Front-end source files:
+===+
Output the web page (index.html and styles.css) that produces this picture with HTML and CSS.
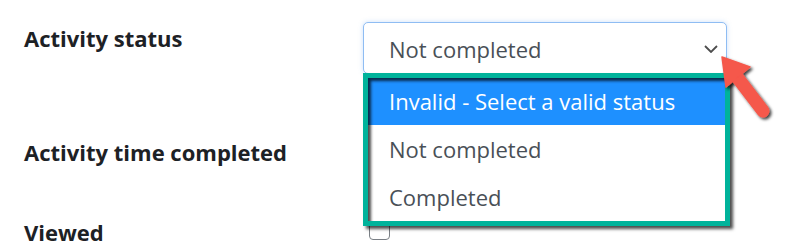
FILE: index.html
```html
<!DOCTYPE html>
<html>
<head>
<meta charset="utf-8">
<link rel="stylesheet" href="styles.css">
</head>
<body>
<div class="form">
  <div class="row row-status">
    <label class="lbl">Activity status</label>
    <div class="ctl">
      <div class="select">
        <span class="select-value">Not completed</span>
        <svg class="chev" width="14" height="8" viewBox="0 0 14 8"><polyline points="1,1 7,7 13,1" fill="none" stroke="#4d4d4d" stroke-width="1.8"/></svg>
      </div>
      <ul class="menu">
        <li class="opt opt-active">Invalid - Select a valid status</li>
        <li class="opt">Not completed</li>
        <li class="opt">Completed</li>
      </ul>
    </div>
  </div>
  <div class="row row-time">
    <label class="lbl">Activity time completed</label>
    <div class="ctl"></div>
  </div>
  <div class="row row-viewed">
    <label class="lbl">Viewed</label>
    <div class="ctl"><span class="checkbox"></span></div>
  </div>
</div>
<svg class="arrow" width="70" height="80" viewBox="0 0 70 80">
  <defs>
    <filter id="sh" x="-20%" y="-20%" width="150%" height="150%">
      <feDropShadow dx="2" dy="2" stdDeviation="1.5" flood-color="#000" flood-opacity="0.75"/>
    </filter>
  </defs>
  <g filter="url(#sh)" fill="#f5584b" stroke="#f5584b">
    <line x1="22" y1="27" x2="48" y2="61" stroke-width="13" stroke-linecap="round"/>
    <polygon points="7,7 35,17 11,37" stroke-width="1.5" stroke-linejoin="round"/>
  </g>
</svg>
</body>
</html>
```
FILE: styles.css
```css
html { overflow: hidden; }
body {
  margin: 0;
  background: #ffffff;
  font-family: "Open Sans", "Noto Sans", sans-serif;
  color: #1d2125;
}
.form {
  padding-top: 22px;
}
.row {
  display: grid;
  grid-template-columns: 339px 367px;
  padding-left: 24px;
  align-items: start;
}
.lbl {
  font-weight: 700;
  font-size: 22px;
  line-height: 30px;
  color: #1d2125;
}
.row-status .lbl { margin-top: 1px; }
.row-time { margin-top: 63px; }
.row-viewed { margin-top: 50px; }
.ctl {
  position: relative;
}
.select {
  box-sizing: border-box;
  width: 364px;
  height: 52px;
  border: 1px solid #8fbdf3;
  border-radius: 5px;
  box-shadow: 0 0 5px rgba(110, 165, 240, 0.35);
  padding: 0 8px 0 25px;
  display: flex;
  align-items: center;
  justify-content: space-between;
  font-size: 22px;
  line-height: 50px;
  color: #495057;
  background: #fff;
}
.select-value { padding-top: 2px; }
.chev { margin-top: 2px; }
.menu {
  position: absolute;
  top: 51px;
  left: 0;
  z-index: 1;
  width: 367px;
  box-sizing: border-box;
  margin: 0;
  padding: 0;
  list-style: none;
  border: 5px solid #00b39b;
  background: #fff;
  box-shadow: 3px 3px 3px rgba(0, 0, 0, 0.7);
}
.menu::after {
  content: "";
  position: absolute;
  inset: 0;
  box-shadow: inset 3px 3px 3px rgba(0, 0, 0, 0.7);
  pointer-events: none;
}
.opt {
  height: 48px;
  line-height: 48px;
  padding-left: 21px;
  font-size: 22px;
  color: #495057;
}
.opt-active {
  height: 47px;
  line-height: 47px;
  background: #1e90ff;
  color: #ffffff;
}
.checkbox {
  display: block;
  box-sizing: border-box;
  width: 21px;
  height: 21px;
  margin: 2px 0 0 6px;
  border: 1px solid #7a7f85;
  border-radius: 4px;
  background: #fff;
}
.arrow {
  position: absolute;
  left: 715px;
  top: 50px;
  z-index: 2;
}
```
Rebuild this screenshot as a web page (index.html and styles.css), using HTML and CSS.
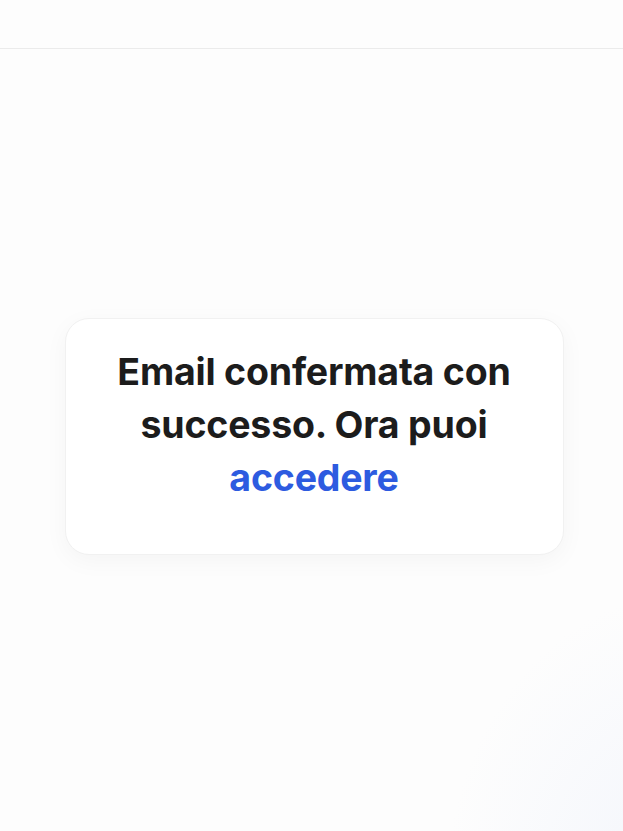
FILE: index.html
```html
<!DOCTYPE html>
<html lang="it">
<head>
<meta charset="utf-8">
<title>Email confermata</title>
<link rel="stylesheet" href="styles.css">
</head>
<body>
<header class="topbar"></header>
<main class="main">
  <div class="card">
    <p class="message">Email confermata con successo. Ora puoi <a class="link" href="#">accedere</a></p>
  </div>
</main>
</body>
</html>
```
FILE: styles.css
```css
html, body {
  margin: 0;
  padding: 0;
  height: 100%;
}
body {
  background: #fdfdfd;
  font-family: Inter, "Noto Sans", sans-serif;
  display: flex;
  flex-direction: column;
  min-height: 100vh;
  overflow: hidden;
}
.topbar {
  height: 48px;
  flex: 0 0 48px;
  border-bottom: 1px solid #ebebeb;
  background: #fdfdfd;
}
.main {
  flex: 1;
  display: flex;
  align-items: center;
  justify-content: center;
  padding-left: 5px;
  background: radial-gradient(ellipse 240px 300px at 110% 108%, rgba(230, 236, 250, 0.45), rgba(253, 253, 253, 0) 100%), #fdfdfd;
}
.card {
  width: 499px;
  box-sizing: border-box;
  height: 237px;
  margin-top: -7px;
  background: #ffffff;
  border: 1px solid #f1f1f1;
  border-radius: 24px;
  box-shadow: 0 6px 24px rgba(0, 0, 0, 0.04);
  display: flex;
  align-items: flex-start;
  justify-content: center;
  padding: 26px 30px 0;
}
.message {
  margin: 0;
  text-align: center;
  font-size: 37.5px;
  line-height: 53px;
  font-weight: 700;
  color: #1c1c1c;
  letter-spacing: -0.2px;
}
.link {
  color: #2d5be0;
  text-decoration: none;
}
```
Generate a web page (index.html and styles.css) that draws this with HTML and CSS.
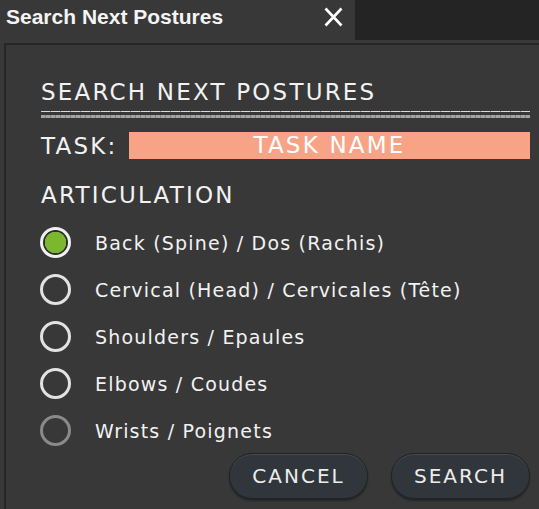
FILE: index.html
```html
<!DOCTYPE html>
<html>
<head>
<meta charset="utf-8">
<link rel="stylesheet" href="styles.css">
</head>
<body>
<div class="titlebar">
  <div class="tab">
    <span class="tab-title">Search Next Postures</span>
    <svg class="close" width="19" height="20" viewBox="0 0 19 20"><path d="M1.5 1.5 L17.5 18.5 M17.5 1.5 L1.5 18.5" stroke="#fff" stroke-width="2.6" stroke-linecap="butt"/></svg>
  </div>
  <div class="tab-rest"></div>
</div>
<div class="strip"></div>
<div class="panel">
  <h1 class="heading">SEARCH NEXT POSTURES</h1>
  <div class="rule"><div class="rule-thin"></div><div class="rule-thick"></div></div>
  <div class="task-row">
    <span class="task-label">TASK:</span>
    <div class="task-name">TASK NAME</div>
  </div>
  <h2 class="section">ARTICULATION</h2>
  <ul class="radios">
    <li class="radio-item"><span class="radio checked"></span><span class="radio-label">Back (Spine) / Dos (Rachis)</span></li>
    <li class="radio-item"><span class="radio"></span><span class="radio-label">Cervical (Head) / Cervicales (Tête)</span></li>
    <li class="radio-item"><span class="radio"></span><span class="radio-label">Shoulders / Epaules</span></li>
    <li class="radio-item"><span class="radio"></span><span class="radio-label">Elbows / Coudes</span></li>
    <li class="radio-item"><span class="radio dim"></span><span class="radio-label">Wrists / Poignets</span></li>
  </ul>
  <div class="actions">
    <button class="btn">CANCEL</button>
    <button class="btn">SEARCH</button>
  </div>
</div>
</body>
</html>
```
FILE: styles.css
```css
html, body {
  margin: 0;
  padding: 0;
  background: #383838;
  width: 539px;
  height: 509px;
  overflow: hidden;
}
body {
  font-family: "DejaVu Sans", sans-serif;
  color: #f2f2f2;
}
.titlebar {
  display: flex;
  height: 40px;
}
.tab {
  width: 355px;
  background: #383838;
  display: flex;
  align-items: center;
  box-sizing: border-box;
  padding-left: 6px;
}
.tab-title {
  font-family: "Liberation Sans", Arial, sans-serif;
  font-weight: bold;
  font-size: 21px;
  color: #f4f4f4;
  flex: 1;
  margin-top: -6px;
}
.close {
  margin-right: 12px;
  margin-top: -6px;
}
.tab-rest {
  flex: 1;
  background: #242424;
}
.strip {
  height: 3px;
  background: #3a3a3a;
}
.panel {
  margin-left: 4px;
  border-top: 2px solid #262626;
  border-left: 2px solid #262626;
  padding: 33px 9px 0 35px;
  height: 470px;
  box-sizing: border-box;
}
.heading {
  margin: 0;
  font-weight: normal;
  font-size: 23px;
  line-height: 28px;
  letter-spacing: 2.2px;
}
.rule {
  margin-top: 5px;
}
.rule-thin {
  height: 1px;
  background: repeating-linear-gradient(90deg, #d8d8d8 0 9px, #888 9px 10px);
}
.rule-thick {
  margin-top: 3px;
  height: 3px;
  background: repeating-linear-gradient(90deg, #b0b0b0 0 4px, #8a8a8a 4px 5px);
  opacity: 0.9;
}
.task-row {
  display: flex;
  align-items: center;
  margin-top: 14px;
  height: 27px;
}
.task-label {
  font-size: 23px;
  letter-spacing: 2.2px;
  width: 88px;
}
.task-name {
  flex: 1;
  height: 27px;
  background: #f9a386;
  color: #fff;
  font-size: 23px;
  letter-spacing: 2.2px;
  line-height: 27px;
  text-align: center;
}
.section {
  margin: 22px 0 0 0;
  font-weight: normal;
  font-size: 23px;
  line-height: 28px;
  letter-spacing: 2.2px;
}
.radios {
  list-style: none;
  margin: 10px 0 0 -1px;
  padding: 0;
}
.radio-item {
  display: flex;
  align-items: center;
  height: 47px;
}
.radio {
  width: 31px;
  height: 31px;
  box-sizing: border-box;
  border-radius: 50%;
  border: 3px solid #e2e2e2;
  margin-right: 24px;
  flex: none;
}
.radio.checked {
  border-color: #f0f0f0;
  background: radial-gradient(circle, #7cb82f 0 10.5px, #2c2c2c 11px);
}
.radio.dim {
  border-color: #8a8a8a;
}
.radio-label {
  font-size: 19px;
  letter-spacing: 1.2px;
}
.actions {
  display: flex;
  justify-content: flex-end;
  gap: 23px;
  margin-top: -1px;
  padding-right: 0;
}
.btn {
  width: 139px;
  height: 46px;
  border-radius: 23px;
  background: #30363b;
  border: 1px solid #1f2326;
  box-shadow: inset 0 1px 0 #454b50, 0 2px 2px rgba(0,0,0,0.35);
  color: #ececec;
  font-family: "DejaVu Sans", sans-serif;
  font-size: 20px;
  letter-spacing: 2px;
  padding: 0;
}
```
+===+
Short exercise:
For each line above that contains the word "index", copy that line.

Correct result:
Output the web page (index.html and styles.css) that produces this picture with HTML and CSS.
FILE: index.html
  z-index: 1;
  z-index: 2;
Rebuild this screenshot as a web page (index.html and styles.css), using HTML and CSS.
FILE: index.html
Generate a web page (index.html and styles.css) that draws this with HTML and CSS.
FILE: index.html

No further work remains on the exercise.